Floyd, of course, gained instant notoriety after he was killed in May, 2020 by a police officer in Minneapolis. One officer, Derek Chauvin, who was recorded on video kneeling on Floyd’s neck, has been convicted and is awaiting sentencing. Floyd’s death sparked marches, protests and at times disturbances nationwide throughout last summer.
Baraka acknowledged that over the years there have been many other victims of police misconduct in Newark and New Jersey.
But he said he thinks Floyd’s death will be different. The mayor remarked how the lynching of 14-year-old Emmett Till in Mississippi in 1955 sparked the civil rights movement of the late 1950s and early 1960s.
Baraka said there are signs Floyd’s death is doing the same some 60 years later.
It’s true that legislation has passed in some locales to ban chokeholds. The House also passed a police reform bill, but it has stalled in the Senate.
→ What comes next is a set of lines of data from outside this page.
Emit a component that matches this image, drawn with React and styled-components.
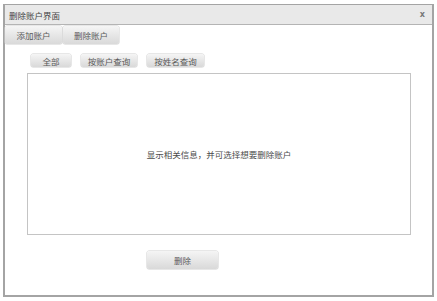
import React from "react"
import styled, { createGlobalStyle } from "styled-components"

const Global = createGlobalStyle`
  html, body {
    margin: 0;
    padding: 0;
    background: #ffffff;
    font-family: "Noto Sans CJK SC", "Liberation Sans", sans-serif;
  }
`

const Window = styled.div`
  box-sizing: border-box;
  margin: 4px 0 0 3px;
  width: 431px;
  height: 293px;
  border: 1px solid #a4a4a4;
  border-right-width: 2px;
  border-bottom-width: 2px;
  border-left-width: 2px;
  background: #fff;
  display: flex;
  flex-direction: column;
`

const TitleBar = styled.div`
  height: 20px;
  box-sizing: border-box;
  background: #e9e9e9;
  border-bottom: 1px solid #b4b4b4;
  display: flex;
  align-items: center;
  justify-content: space-between;
  padding: 0 7px 0 4px;
  font-size: 8.5px;
  color: #444;
`

const Close = styled.span`
  font-family: "DejaVu Sans", sans-serif;
  font-size: 8px;
  font-weight: bold;
  color: #777;
  line-height: 1;
`

const Toolbar = styled.div`
  display: flex;
  gap: 1px;
  padding: 1px 0 0 0;
`

const Button = styled.button`
  box-sizing: border-box;
  width: ${p => p.$w}px;
  height: ${p => p.$h}px;
  padding: 0;
  border: none;
  border-radius: 2px;
  background: linear-gradient(#f5f5f5, #d9d9d9);
  box-shadow: 0 0 0 0.5px #cfcfcf;
  font-family: inherit;
  font-size: 8.5px;
  color: #5a5a5a;
  display: flex;
  align-items: center;
  justify-content: center;
`

const FilterRow = styled.div`
  display: flex;
  margin: 10px 0 0 26px;
  gap: 10px;
`

const ListBox = styled.div`
  box-sizing: border-box;
  margin: 6px 0 0 22px;
  width: 384px;
  height: 162px;
  border: 1px solid #c4c4c4;
  display: flex;
  align-items: center;
  justify-content: center;
  font-size: 8.5px;
  color: #4a4a4a;
`

const Footer = styled.div`
  display: flex;
  margin: 16px 0 0 142px;
`

export default function App() {
  return (
    <>
      <Global />
      <Window>
        <TitleBar>
          <span>删除账户界面</span>
          <Close>x</Close>
        </TitleBar>
        <Toolbar>
          <Button $w={57} $h={18}>添加账户</Button>
          <Button $w={56} $h={18}>删除账户</Button>
        </Toolbar>
        <FilterRow>
          <Button $w={40} $h={13}>全部</Button>
          <Button $w={56} $h={13}>按账户查询</Button>
          <Button $w={57} $h={13}>按姓名查询</Button>
        </FilterRow>
        <ListBox>显示相关信息，并可选择想要删除账户</ListBox>
        <Footer>
          <Button $w={71} $h={18}>删除</Button>
        </Footer>
      </Window>
    </>
  )
}
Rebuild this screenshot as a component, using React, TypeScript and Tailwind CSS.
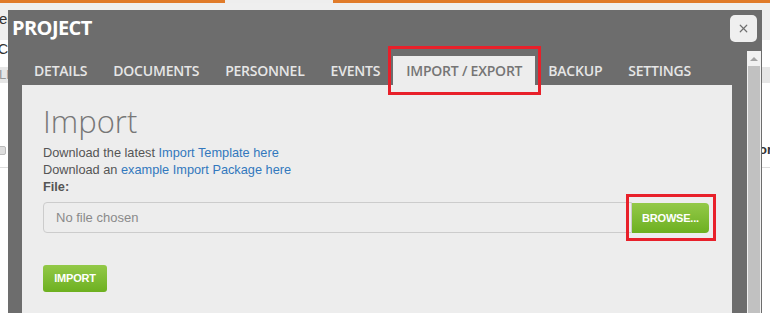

Leon Pickney, a filmmaker instrumental in getting the Floyd statue created, said he was encouraged that last year’s protests included a racially diverse group of people.
Baraka called for the state Legislature to support a bill that would allow Newark and other municipalities to create civilian boards to review police action.
Larry Hamm, another speaker and a long-time civil rights activist, wasn’t all that optimistic, saying people have been fighting for civilian review of police for about 60 years.
But he summed up the day’s events this way:
“The fight for George Floyd is not over.”